Golwalkar, the RSS's second Sarsanghchalak (Supreme Leader), said in his book "Bunch of Thought," which focused on Hindu nationalism, "[Nazi] Germany has also shown how well-nigh impossible it is for races and cultures, having differences going to the root, to be assimilated into one united whole, a good lesson for us in Hindusthan to learn and profit by."

The possibility of a war in South Asia

As we know, Modi's first term as prime minister marked years of increasing lynching of Muslims, Christians and other minorities by far-right Hindu mobs. Since his second term started, almost every day, we see the same violence on the streets of India. Besides, there is increased Hindu violence against the Kashmiris in the Indian-occupied Kashmir.

During our visit to Kashmir, the common comments that we heard was that the RSS ideology inspired India would not be satisfied with the illegal annexation of Kashmir, and if the world continues to be deaf and blind, India will try to invade Pakistan, Bangladesh, Sri Lanka and Nepal in line with its "Greater India" dream.

Because Pakistan and India are two nuclear powers, experts have already begun to calculate the effects of a possible war in Pakistan such as how many million people will die and how many billion people will suffer in the aftermath. Pakistan is, therefore, trying to mobilize the international community and persistently using diplomacy; but as India gets bolder, the risks increase day by day.

The Kashmiri I met say that they will fight in 2020, as they cannot stand the oppression of India anymore.
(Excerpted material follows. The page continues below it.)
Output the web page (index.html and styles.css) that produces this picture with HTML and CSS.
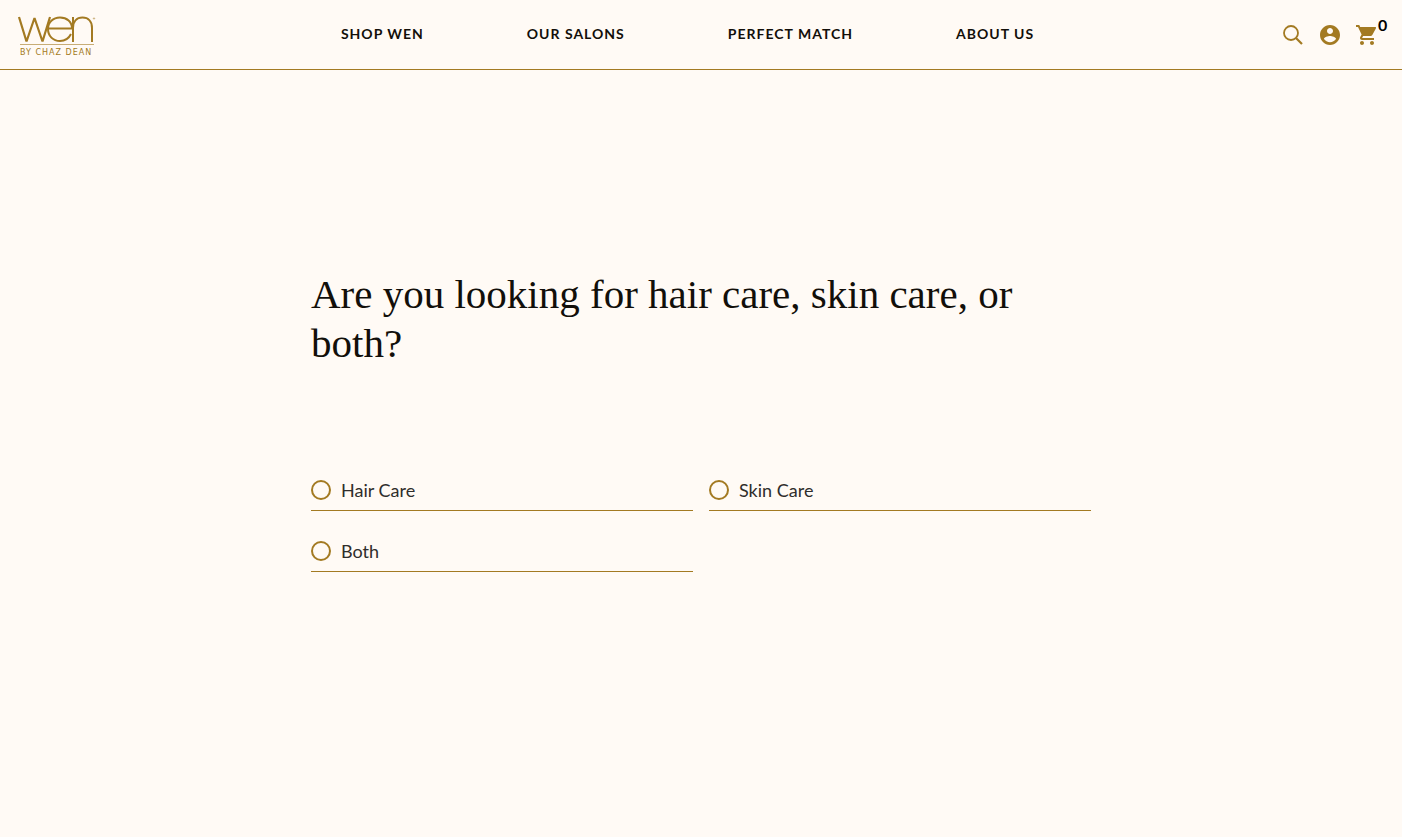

The commanders on the Line of Control (LOC) between Azad Jammu and Kashmir and Indian occupied Jammu and Kashmir also say that the war is inevitable if India continues like this.

Let me conclude the article with the words of Pakistan President Arif Alvi's words that he uttered during our meeting in Islamabad: "Pakistan will not start a war. But if India resorts to war, Pakistan will not hesitate to fight." Warning that such a military confrontation might lead to nuclear confrontation recalling Hiroshima and Nagasaki, Alvi underlined that its repercussions go beyond control.